3. The Bill makes directors liable for actions of the company, regardless of the circumstances in which the breach occurred (i.e. even when the company's breach is inadvertent);

4. The Bill makes new directors, that is, directors who have joined a company after a breach has occurred, personally liable for the actions of others and for which they were in no way responsible.

As a result, the AICD concludes and subsequently suggests limiting the application of the personal liability of directors to companies where phoenix activity has taken place and limiting the liability of directors to matters that occurred after their appointment.

Schedule 4, regarding consequential amendments to tax on gaseous fuel, seeks to clarify the treatment of LPG, LNG and CNG following the introduction of the taxation of alternative fuels legislative package which received Royal Assent on 29 June 2011. In particular, the changes confirm excise does not apply to CNG for transport use manufactured in a home refuelling unit on a non-commercial scale and fuel tax credits are available to distributors of LPG in a wider range of circumstances.
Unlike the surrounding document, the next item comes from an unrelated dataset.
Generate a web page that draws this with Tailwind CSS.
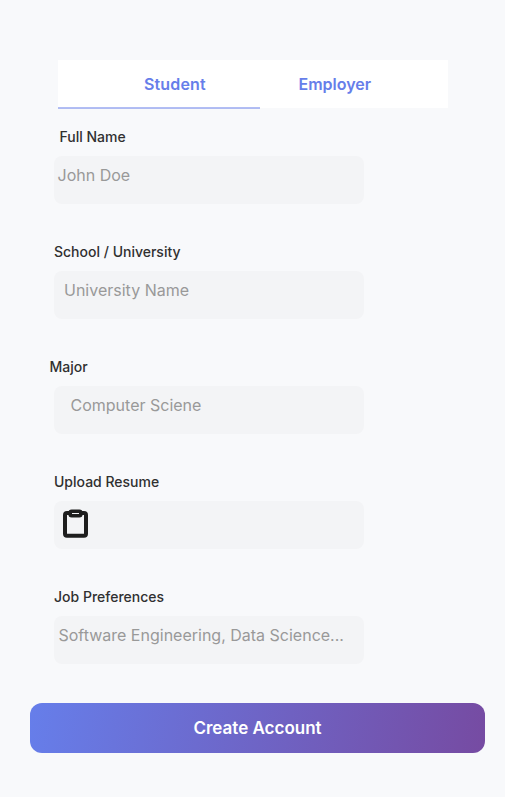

Given these changes offer a reduced tax burden in each case, they are non-controversial and therefore the coalition supports this clarification.

In conclusion, as a result of this background and subsequent analysis, the coalition supports the changes in schedules 1 and 4. However, schedules 2 and 3 raise a number of issues that require greater prudence. There is nothing conclusive in the bill that has taken my mind nor convinced me that this bill will deject or dampen the entrepreneurial activities of repeat phoenix operators. This bill throws a wide net that will affect every employer in the country. I repeat it will affect every business that is currently struggling with layers and layers of compliance, which in my electorate is one of my small business sector's greatest barriers to business, coupled with the Consumer Confidence Index data which remains at record lows. Either way, the House of Representatives should have proper opportunity to consider the economics committee report before being asked to consider the schedules as they are not entirely straightforward.